### Records supplied
--- start ---

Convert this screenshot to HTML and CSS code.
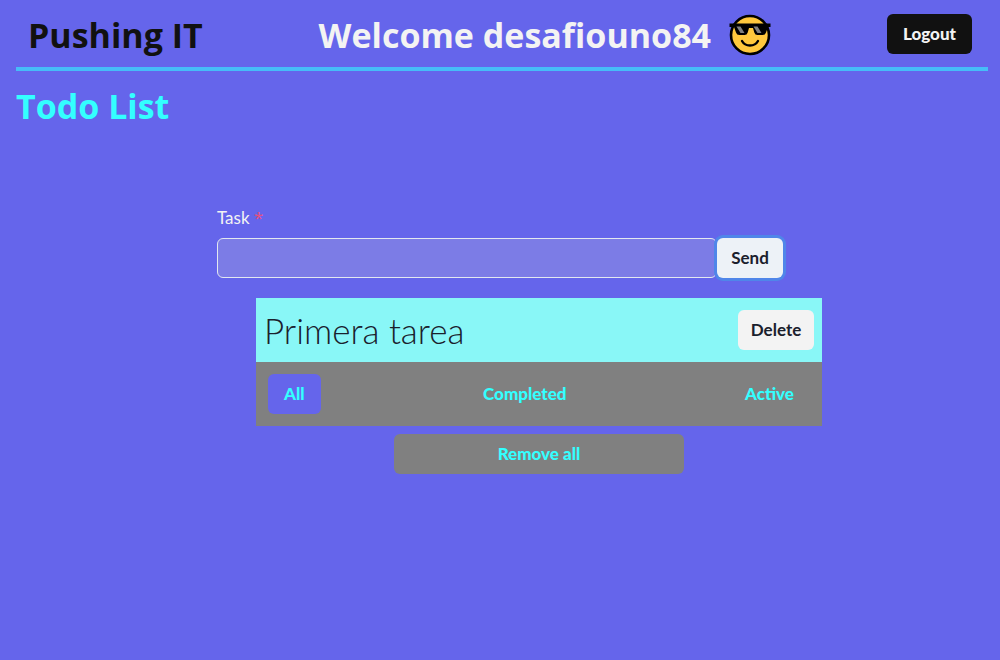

--- end ---
--- start ---

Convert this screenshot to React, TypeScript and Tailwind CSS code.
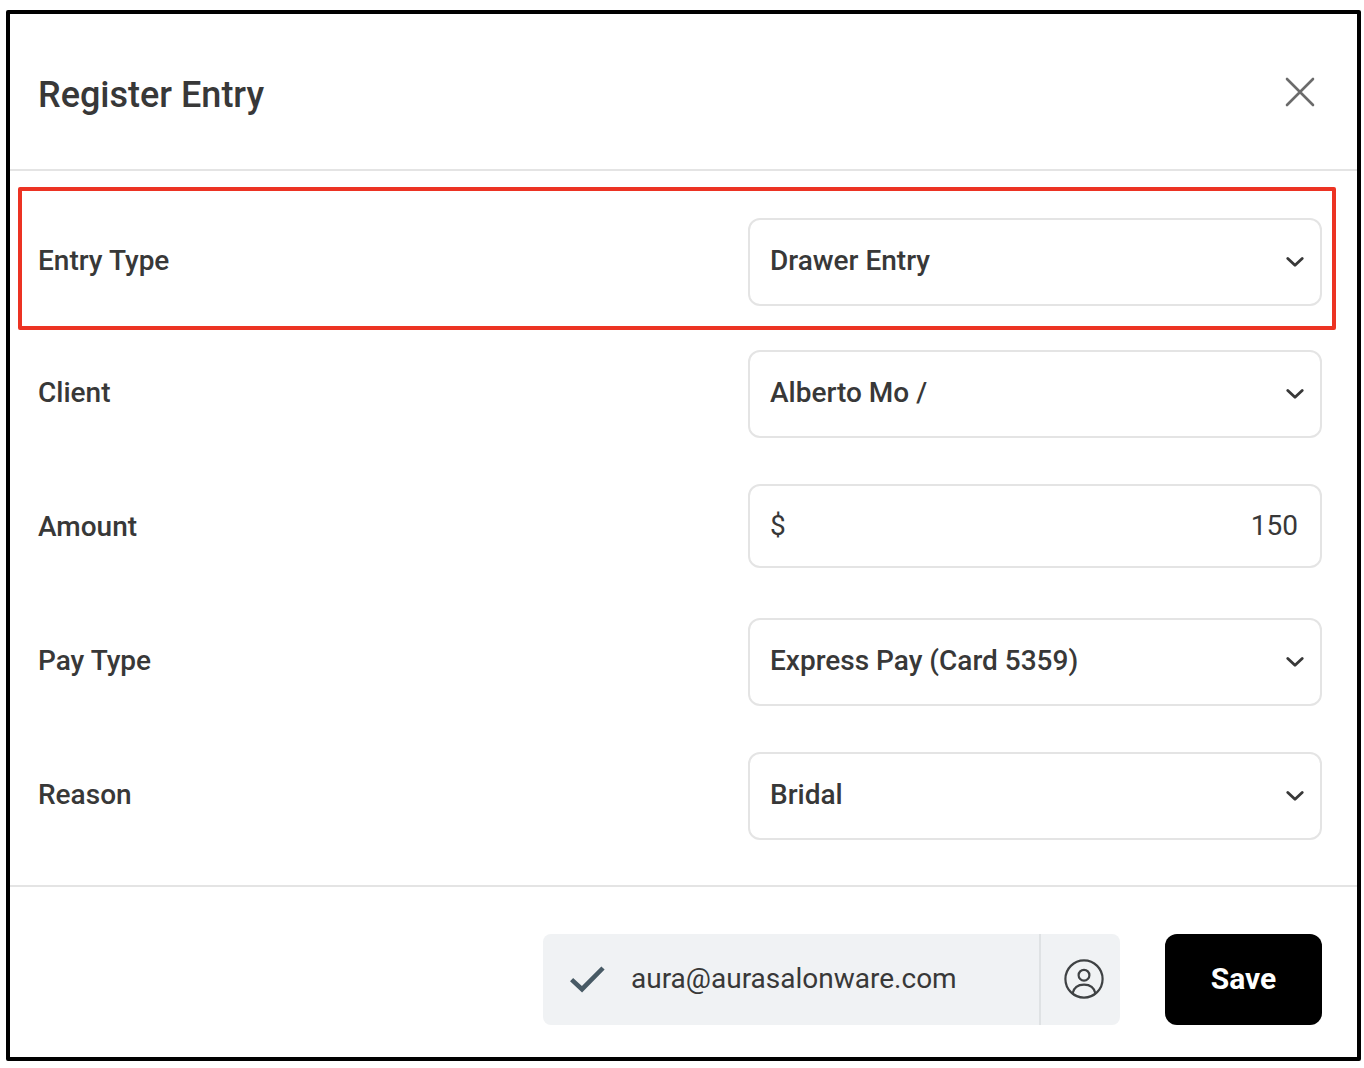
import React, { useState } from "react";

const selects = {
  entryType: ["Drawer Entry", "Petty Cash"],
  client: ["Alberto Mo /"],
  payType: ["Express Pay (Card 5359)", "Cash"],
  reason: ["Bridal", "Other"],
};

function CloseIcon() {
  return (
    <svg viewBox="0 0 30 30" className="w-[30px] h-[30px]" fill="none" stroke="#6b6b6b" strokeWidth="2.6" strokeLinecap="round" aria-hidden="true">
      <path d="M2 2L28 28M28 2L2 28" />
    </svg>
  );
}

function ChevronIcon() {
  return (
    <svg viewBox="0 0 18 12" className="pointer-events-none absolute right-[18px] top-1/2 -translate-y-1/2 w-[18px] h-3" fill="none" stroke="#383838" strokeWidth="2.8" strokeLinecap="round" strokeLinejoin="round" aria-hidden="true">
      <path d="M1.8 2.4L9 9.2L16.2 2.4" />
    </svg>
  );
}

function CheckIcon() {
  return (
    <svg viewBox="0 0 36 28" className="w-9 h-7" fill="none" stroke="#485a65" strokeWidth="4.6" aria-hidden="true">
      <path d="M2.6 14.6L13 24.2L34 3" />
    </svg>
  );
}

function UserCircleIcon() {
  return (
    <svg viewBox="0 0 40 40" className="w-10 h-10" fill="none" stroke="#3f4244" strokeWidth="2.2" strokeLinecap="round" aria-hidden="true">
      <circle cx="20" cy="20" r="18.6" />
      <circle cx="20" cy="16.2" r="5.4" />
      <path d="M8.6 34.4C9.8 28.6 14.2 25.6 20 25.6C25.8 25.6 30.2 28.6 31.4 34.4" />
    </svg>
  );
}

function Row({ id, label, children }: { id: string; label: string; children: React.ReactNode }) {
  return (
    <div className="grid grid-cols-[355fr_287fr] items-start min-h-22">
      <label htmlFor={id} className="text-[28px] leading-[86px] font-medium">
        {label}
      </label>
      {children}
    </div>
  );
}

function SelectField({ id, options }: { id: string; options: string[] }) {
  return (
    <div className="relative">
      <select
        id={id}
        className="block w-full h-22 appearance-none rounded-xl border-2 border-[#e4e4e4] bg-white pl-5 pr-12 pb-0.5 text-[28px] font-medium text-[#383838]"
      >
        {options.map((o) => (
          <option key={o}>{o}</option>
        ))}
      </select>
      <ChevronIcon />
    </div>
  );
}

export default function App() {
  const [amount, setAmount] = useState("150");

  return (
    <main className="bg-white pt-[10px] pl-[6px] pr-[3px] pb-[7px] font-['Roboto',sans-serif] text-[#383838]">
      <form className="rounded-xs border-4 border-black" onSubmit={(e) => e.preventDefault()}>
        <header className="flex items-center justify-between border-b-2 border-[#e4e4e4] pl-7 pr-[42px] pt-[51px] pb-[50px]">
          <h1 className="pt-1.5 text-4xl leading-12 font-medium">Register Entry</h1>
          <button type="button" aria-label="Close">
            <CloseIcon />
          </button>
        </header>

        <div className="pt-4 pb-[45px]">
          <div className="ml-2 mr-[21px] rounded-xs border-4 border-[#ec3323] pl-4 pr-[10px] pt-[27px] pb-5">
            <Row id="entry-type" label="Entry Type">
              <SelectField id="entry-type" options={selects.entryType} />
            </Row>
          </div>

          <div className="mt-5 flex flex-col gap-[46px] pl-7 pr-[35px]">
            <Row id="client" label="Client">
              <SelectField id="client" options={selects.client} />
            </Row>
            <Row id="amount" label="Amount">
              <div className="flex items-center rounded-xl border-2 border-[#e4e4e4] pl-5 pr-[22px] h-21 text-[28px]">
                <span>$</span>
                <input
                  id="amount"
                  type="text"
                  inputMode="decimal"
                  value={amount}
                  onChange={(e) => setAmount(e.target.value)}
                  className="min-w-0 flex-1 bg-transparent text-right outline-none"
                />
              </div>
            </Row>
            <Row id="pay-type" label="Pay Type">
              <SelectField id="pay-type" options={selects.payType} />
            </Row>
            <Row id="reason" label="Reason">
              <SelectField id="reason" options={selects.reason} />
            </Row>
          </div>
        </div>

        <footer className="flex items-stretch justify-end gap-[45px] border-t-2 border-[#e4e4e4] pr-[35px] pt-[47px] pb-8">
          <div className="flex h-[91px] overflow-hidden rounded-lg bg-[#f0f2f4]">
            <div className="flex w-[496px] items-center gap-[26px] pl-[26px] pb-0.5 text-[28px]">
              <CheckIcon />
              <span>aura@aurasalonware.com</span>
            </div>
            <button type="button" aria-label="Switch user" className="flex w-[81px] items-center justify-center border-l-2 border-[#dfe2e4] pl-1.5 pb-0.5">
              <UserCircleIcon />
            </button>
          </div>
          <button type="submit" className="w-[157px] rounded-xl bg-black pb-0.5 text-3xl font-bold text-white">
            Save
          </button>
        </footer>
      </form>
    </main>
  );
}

--- end ---

### Exercise instructions
Determine how many of the lines above hold the word "this", and output that number by itself.

### In response
2